The 7 train is actually among the higher-rated train lines by the Straphangers Campaign, which is a commentary on the MTA. The 7 train can only handle express service in one direction at a time, and that express service is often canceled or delayed. Every train is standing-room only when it leaves the Flushing-Main Street stop on weekday mornings. Trains on the 7 local line often pull into local stations so packed that no one can get on them. People try to push on anyway, passengers argue, and trains are delayed further. Conductors make obnoxious announcements blaming passengers for the delays the MTA caused.

During one of the more recent abominable mass delays on the 7 line, an umbrella on the tracks caused the entire line to go into mass chaos. An umbrella.
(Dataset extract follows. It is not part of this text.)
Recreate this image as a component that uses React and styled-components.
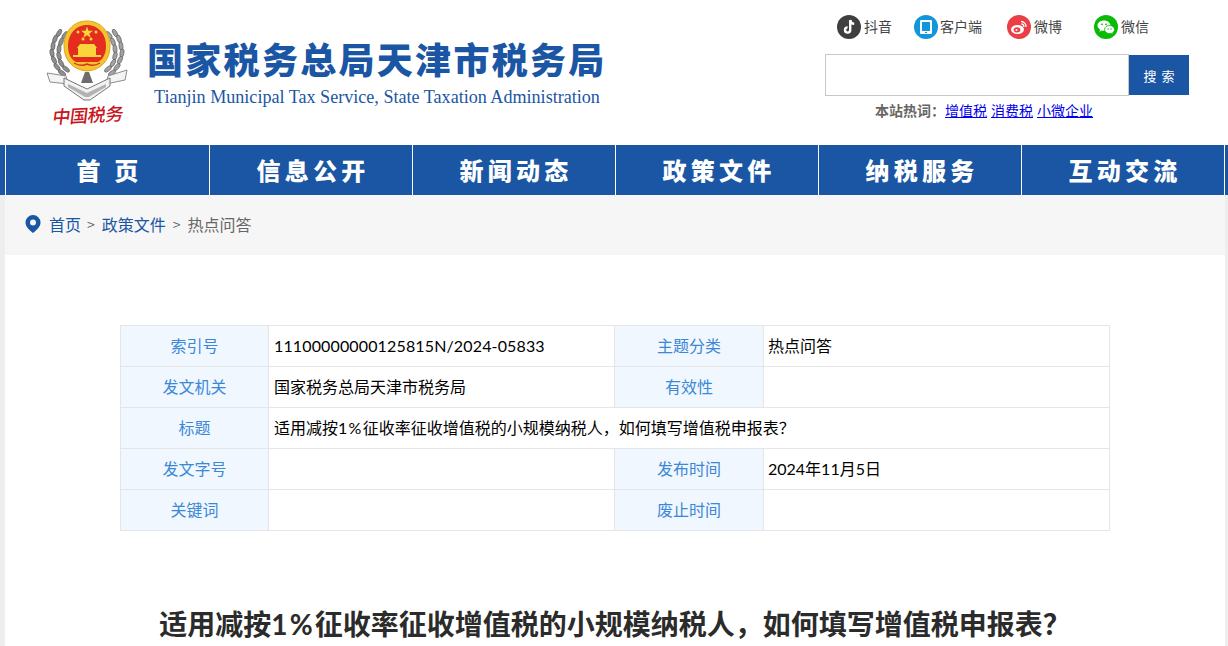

I’m sorry, but if the worst thing that falls onto the tracks in a day in an umbrella, we should be lucky. Unless this was some kind of James Bond-type bomb umbrella that Al Qaeda managed to toss onto the tracks, there is no excuse for this. A neighbor of mine was stuck on a 7 train with no heat for two and a half hours.

And it’s not just the 7 line. That same evening almost all of the subway lines were facing massive delays. Other rail systems like the LIRR and Metro North were delayed as well.

This recent winter weather should not have wrecked our transit system, but it did. New York is in need of a massive transit overhaul. We can’t shut down at the first sign of snow.